NGC Replicator

Clones nvcr.io using the either DGX (compute.nvidia.com) or NGC (ngc.nvidia.com) API keys.

The replicator will make an offline clone of the NGC/DGX container registry. In its current form, the replicator will download every CUDA container image as well as each Deep Learning framework image in the NVIDIA project.

Tarfiles will be saved in /output inside the container, so be sure to volume mount that directory. In the following example, we will collect our images in/tmp on the host.

Use --min-version to limit the number of versions to download. In the example below, we will only clone versions 17.10 and later DL framework images.

docker run --rm -it -v /var/run/docker.sock:/var/run/docker.sock -v /tmp:/output 
    deepops/replicator --project=nvidia --min-version=17.12 
                       --api-key=<your-dgx-or-ngc-api-key>

You can also filter on specific images. If you only wanted Tensorflow, PyTorch and TensorRT, you would simply add --image for each option, e.g.

docker run --rm -it -v /var/run/docker.sock:/var/run/docker.sock -v /tmp:/output 
    deepops/replicator --project=nvidia --min-version=17.12 
                       --image=tensorflow --image=pytorch --image=tensorrt 
                       --dry-run 
                       --api-key=<your-dgx-or-ngc-api-key>

Note: the --dry-run option lets you see what will happen without committing to a lengthy download.

Note: a state.yml file will be created the output directory. This saved state will be used to avoid pulling images that were previously pulled. If you wish to repull and save an image, just delete the entry in state.yml corresponding to the image_name and tag you wish to refresh.

Kubernetes Deployment

If you don't already have a deepops namespace, create one now.

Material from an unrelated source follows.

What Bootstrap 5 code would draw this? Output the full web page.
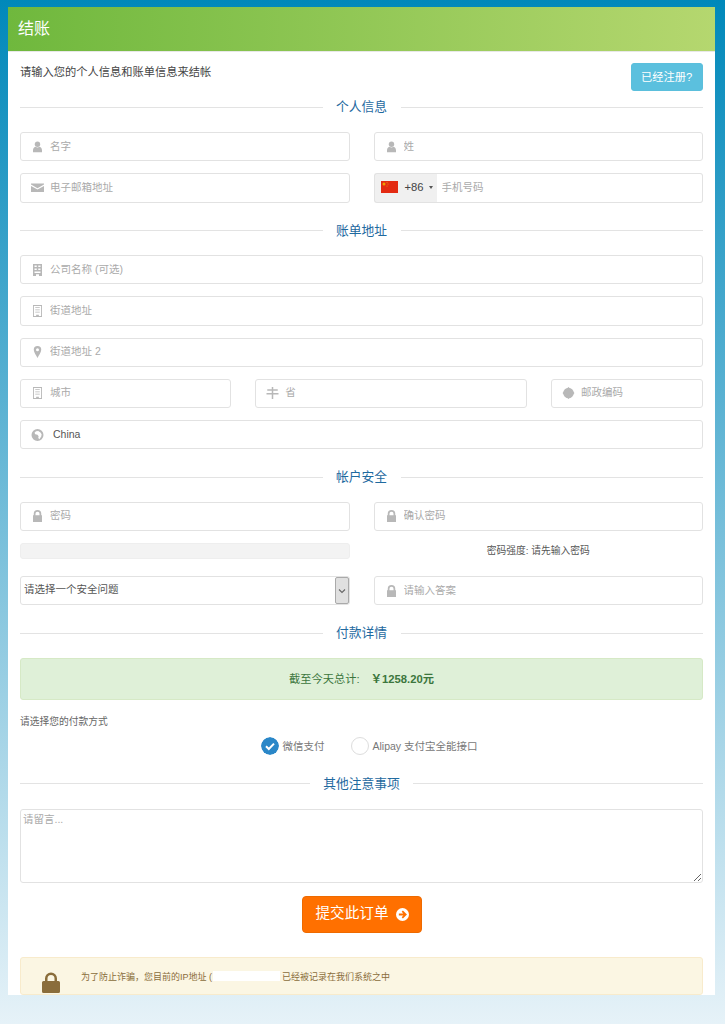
<!DOCTYPE html>
<html lang="zh">
<head>
<meta charset="utf-8">
<title>结账</title>
<link rel="stylesheet" href="https://cdn.jsdelivr.net/npm/bootstrap@5.3.0/dist/css/bootstrap.min.css">
<style>
html,body{height:1024px;overflow:hidden}
body{margin:0;background:linear-gradient(180deg,#0088ba 0,#e6f2f8 100%);font-family:"Liberation Sans","Noto Sans CJK SC",sans-serif;font-size:11.25px;color:#444}
.co-panel{margin:7px 10px 0 8px;height:988px;background:#fff;overflow:hidden}
.co-head{height:45px;padding:0 10px;background:linear-gradient(90deg,#6fb83d,#b5d76f);border-bottom:1px solid #e8e8e8;color:#fff;font-size:16px;line-height:43px}
.co-body{padding:11px 12px 0}
.co-intro{height:35px}
.co-intro p{margin:2px 0 0;line-height:15px;color:#444}
.co-reg{height:28px;width:72.5px;padding:0;font-size:11.25px;color:#fff;background:#5bc0de;border-color:#5bbfdc;border-radius:3px}
.co-title{display:flex;align-items:center;height:40.5px;padding:7px 0 15.500px;color:#1f6a9f;font-size:12.75px;line-height:18px}
.co-title.first{height:34px;padding:0 0 16px}
.co-title::before,.co-title::after{content:"";flex:1;border-top:1px solid #e3e3e3}
.co-title span{padding:0 13.5px}
.co-field{position:relative;margin-bottom:12px;height:29.25px}
.co-input{display:block;width:100%;height:100%;padding:0 6px 2px 29px;border:1px solid #e2e2e2;border-radius:3px;background:#fff;font-family:inherit;font-size:10.5px;color:#555;outline:0}
.co-input::placeholder,.co-area::placeholder{color:#aaa;opacity:1}
.co-input.co-country{padding-left:32px}
.co-ico{position:absolute;left:11px;top:8.5px;width:13px;height:12px;fill:#b8b8b8;pointer-events:none}
.co-ico.wide{top:8px;height:13px}
.co-phone{flex-wrap:nowrap;height:29.25px}
.co-phone .input-group-text{width:64px;padding:0 0 1px 6px;gap:7px;background:#f0f0f0;border:1px solid #e2e2e2;border-right:0;border-radius:3px 0 0 3px;font-size:11.25px;color:#444}
.co-phone .co-input{flex:1;width:auto;padding-left:5px;border-left:0;border-radius:0 3px 3px 0}
.co-flag{width:17px;height:12px}
.co-caret{width:0;height:0;margin-left:-2px;border:2.5px solid transparent;border-top:3px solid #555;border-bottom:0}
.co-strength{height:16px;margin-bottom:17px;background:#f3f3f3;border:1px solid #eee;border-radius:3px}
.co-strength-text{height:33px;padding-top:1px;line-height:14px;font-size:9.75px;color:#555;text-align:center}
.co-select{width:100%;height:100%;padding:0 20px 2px 3px;border:1px solid #e2e2e2;border-radius:3px;background:#fff;appearance:none;-webkit-appearance:none;font-family:inherit;font-size:10.5px;color:#555;outline:0}
.co-arrow{position:absolute;right:1px;top:1px;bottom:1px;width:14px;display:flex;align-items:center;justify-content:center;background:#e0e0e0;border:1px solid #aaa;border-radius:2px;pointer-events:none}
.co-arrow svg{width:8px;height:6px;stroke:#666;fill:none;stroke-width:1.1}
.co-total{height:42px;margin-bottom:16px;background:#dff0d8;border:1px solid #d6e9c6;border-radius:3px;color:#3c763d;font-size:11.25px;line-height:40px;text-align:center}
.co-total b{margin-left:8px}
.co-paylabel{height:12px;margin-bottom:8px;line-height:12px;font-size:9.75px;color:#666}
.co-pay{height:20px;margin-bottom:19px;padding-left:16px;gap:27px;font-size:10.5px;color:#777;line-height:20px}
.co-dot{width:18px;height:18px;border-radius:50%;margin-right:3px;flex:none}
.co-dot.off{border:1px solid #ddd;background:#fff}
.co-area{display:block;width:100%;height:74.5px;padding:2px;border:1px solid #e2e2e2;border-radius:3px;font-family:inherit;font-size:10.5px;color:#555;outline:0}
.co-submit{display:inline-flex;align-items:center;gap:8px;height:37px;width:120px;margin-top:12.5px;padding:0 0 0 13px;border:1px solid #ee6a00;border-radius:4px;background:#ff7000;color:#fff;font-size:14.6px}
.co-submit svg{width:13px;height:13px;fill:#fff}
.co-note{height:38px;margin-top:24px;padding:0 0 0 21px;background:#fbf6e3;border:1px solid #f8ebcc;border-radius:3px;color:#8a6d3b;font-size:9px}
.co-note svg{width:18px;height:21px;margin-top:14px;fill:#8a6d3b;flex:none}
.co-note p{margin:12px 0 0 21px;line-height:14px}
.co-mask{display:inline-block;width:67px;height:10px;margin:0 2px 0 1px;vertical-align:-1px;background:#fff}
.co-w4{flex:0 0 235.3px;width:235.3px}
.co-w5{flex:0 0 295.7px;width:295.7px}
.co-w3{flex:1 0 0;width:auto}
</style>
</head>
<body>
<svg width="0" height="0" class="position-absolute">
<defs>
<symbol id="i-user" viewBox="0 0 16 16"><circle cx="8" cy="4.4" r="3.6"/><path d="M2 15v-2.6C2 9.6 4 8 5.6 7.8 6.3 8.5 7.1 8.8 8 8.8s1.700-.3 2.400-1C12 8 14 9.600 14 12.400V15z"/></symbol>
<symbol id="i-mail" viewBox="0 0 16 16"><path d="M0 3h16v1.300L8 9 0 4.300z"/><path d="M0 6l8 4.600L16 6v7.500H0z"/></symbol>
<symbol id="i-bld" viewBox="0 0 16 16"><path fill-rule="evenodd" d="M2 0h12v16H2zM4 2v2h3V2zm5 0v2h3V2zM4 6v2h3V6zm5 0v2h3V6zM4 10v2h8v-2zM6 13.500V16h4v-2.500z"/></symbol>
<symbol id="i-bldo" viewBox="0 0 16 16"><path fill-rule="evenodd" d="M2 0h12v16H2zm1.200 1.200v13.600h3V13h3.600v1.800h3V1.200zM5 3h6v1H5zm0 3h6v1H5zm0 3h6v1H5z"/></symbol>
<symbol id="i-pin" viewBox="0 0 16 16"><path fill-rule="evenodd" d="M8 0a5 5 0 0 1 5 5c0 3-3.500 8-5 11-1.500-3-5-8-5-11a5 5 0 0 1 5-5zm0 3a2 2 0 1 0 0 4 2 2 0 0 0 0-4z"/></symbol>
<symbol id="i-sign" viewBox="0 0 16 16"><path d="M7 0h2v3h6v2H9v3h7v2H9v6H7v-6H0V8h7V5H1V3h6z"/></symbol>
<symbol id="i-cert" viewBox="0 0 16 16"><circle cx="8" cy="8" r="7"/><path d="M8 0l2 2H6zM8 16l2-2H6zM0 8l2 2V6zM16 8l-2 2V6z"/></symbol>
<symbol id="i-globe" viewBox="0 0 16 16"><path fill-rule="evenodd" d="M8 0a8 8 0 1 1 0 16A8 8 0 0 1 8 0zm1 2.500L6 3 4 5l1 2 3 .5 1.500 2L9 12l1.500 1.500L13 10l.5-3L12 4.500z"/></symbol>
<symbol id="i-lock" viewBox="0 0 16 16"><path fill-rule="evenodd" d="M3 7V5a5 5 0 0 1 10 0v2h1v9H2V7zm2.300 0h5.400V5a2.700 2.700 0 0 0-5.400 0z"/></symbol>
</defs>
</svg>
<div class="co-panel">
  <div class="co-head">结账</div>
  <div class="co-body">
    <div class="co-intro d-flex justify-content-between align-items-start">
      <p>请输入您的个人信息和账单信息来结帐</p>
      <button type="button" class="btn btn-info co-reg">已经注册?</button>
    </div>

    <div class="co-title first"><span>个人信息</span></div>
    <div class="row gx-4">
      <div class="col-6"><div class="co-field"><svg class="co-ico"><use href="#i-user"/></svg><input class="co-input" placeholder="名字"></div></div>
      <div class="col-6"><div class="co-field"><svg class="co-ico"><use href="#i-user"/></svg><input class="co-input" placeholder="姓"></div></div>
      <div class="col-6"><div class="co-field"><svg class="co-ico wide"><use href="#i-mail"/></svg><input class="co-input" placeholder="电子邮箱地址"></div></div>
      <div class="col-6"><div class="co-field">
        <div class="input-group co-phone">
          <span class="input-group-text">
            <svg class="co-flag" viewBox="0 0 17 12"><rect width="17" height="12" fill="#e32a12"/><circle cx="3" cy="3" r="1.500" fill="#f0a000"/><circle cx="6" cy="1.500" r=".5" fill="#f0a000"/><circle cx="7" cy="3" r=".5" fill="#f0a000"/><circle cx="6" cy="5" r=".5" fill="#f0a000"/></svg>
            +86<i class="co-caret"></i>
          </span>
          <input class="co-input" placeholder="手机号码">
        </div>
      </div></div>
    </div>

    <div class="co-title"><span>账单地址</span></div>
    <div class="co-field"><svg class="co-ico"><use href="#i-bld"/></svg><input class="co-input" placeholder="公司名称 (可选)"></div>
    <div class="co-field"><svg class="co-ico"><use href="#i-bldo"/></svg><input class="co-input" placeholder="街道地址"></div>
    <div class="co-field"><svg class="co-ico"><use href="#i-pin"/></svg><input class="co-input" placeholder="街道地址 2"></div>
    <div class="row gx-4">
      <div class="co-w4"><div class="co-field"><svg class="co-ico"><use href="#i-bldo"/></svg><input class="co-input" placeholder="城市"></div></div>
      <div class="co-w5"><div class="co-field"><svg class="co-ico"><use href="#i-sign"/></svg><input class="co-input" placeholder="省"></div></div>
      <div class="co-w3"><div class="co-field"><svg class="co-ico"><use href="#i-cert"/></svg><input class="co-input" placeholder="邮政编码"></div></div>
    </div>
    <div class="co-field"><svg class="co-ico"><use href="#i-globe"/></svg><input class="co-input co-country" value="China"></div>

    <div class="co-title"><span>帐户安全</span></div>
    <div class="row gx-4">
      <div class="col-6">
        <div class="co-field"><svg class="co-ico"><use href="#i-lock"/></svg><input class="co-input" type="password" placeholder="密码"></div>
        <div class="co-strength"></div>
      </div>
      <div class="col-6">
        <div class="co-field"><svg class="co-ico"><use href="#i-lock"/></svg><input class="co-input" type="password" placeholder="确认密码"></div>
        <div class="co-strength-text">密码强度: 请先输入密码</div>
      </div>
      <div class="col-6"><div class="co-field">
        <select class="co-select"><option>请选择一个安全问题</option></select>
        <span class="co-arrow"><svg viewBox="0 0 8 6"><path d="M1 1.500l3 3 3-3"/></svg></span>
      </div></div>
      <div class="col-6"><div class="co-field"><svg class="co-ico"><use href="#i-lock"/></svg><input class="co-input" placeholder="请输入答案"></div></div>
    </div>

    <div class="co-title"><span>付款详情</span></div>
    <div class="co-total">截至今天总计: <b>￥1258.20元</b></div>
    <div class="co-paylabel">请选择您的付款方式</div>
    <div class="co-pay d-flex justify-content-center">
      <div class="d-flex align-items-center">
        <svg class="co-dot" viewBox="0 0 18 18"><circle cx="9" cy="9" r="9" fill="#2a87c8"/><path d="M5 9.200l2.800 2.800L13 6.600" fill="none" stroke="#fff" stroke-width="2"/></svg>微信支付
      </div>
      <div class="d-flex align-items-center"><span class="co-dot off"></span>Alipay 支付宝全能接口</div>
    </div>

    <div class="co-title first"><span>其他注意事项</span></div>
    <textarea class="co-area" placeholder="请留言..."></textarea>
    <div class="text-center">
      <button type="button" class="btn co-submit">提交此订单
        <svg viewBox="0 0 16 16"><path fill-rule="evenodd" d="M8 0a8 8 0 1 1 0 16A8 8 0 0 1 8 0zm.5 3L7 4.500 9 6.900H3.500v2.200H9L7 11.500 8.500 13l5-5z"/></svg>
      </button>
    </div>
    <div class="co-note d-flex">
      <svg viewBox="0 0 18 21"><path fill-rule="evenodd" d="M3 9V6.500a6 6 0 0 1 12 0V9h1.500a1.500 1.500 0 0 1 1.500 1.500v9a1.500 1.500 0 0 1-1.500 1.500h-15A1.500 1.500 0 0 1 0 19.500v-9A1.500 1.500 0 0 1 1.500 9zm2.500 0h7V6.500a3.500 3.500 0 0 0-7 0z"/></svg>
      <p>为了防止诈骗，您目前的IP地址 (<span class="co-mask"></span>已经被记录在我们系统之中</p>
    </div>
  </div>
</div>
<script src="https://cdn.jsdelivr.net/npm/bootstrap@5.3.0/dist/js/bootstrap.bundle.min.js"></script>
</body>
</html>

kubectl create namespace deepops

Next, create a secret with your NGC API Key

kubectl -n deepops create secret generic  ngc-secret
--from-literal=apikey=<your-api-key-goes-here>

Next, create a persistent volume claim that will life outside the lifecycle of the CronJob. If you are using DeepOps you can use a Rook/Ceph PVC similar to:

---
apiVersion: v1
kind: PersistentVolumeClaim
metadata:
  name: ngc-replicator-pvc
  namespace: deepops
  labels:
    app: ngc-replicator
spec:
  storageClassName: rook-raid0-retain  # <== Replace with your StorageClass
  accessModes:
    - ReadWriteOnce
  resources:
    requests:
      storage: 32Mi

Finally, create a CronJob that executes the replicator on a schedule. This eample run the replicator every hour. Note: This example usedRook block storage to provide a persistent volume to hold thestate.yml between executions. This ensures you will only download new container images. For more details, see our DeepOps project.

---
apiVersion: v1
kind: ConfigMap
metadata:
  name: replicator-config
  namespace: deepops
data:
  ngc-update.sh: |
    #!/bin/bash
    ngc_replicator                                        
      --project=nvidia                                    
      --min-version=$(date +"%y.%m" -d "1 month ago")     
      --py-version=py3                                    
      --image=tensorflow --image=pytorch --image=tensorrt 
      --no-exporter                                       
      --registry-url=registry.local  # <== Replace with your local repo
---
apiVersion: batch/v1beta1
kind: CronJob
metadata:
  name: ngc-replicator
  namespace: deepops
  labels:
    app: ngc-replicator
spec:
  schedule: "0 4 * * *"
  jobTemplate:
    spec:
      template:
        spec:
          nodeSelector:
            node-role.kubernetes.io/master: ""
          containers:
            - name: replicator
              image: deepops/replicator
              imagePullPolicy: Always
              command: [ "/bin/sh", "-c", "/ngc-update/ngc-update.sh" ]
              env:
              - name: NGC_REPLICATOR_API_KEY
                valueFrom:
                  secretKeyRef:
                    name: ngc-secret
                    key: apikey
              volumeMounts:
              - name: registry-config
                mountPath: /ngc-update
              - name: docker-socket
                mountPath: /var/run/docker.sock
              - name: ngc-replicator-storage
                mountPath: /output
          volumes:
            - name: registry-config
              configMap:
                name: replicator-config
                defaultMode: 0777
            - name: docker-socket
              hostPath:
                path: /var/run/docker.sock
                type: File
            - name: ngc-replicator-storage
              persistentVolumeClaim:
                claimName: ngc-replicator-pvc
          restartPolicy: Never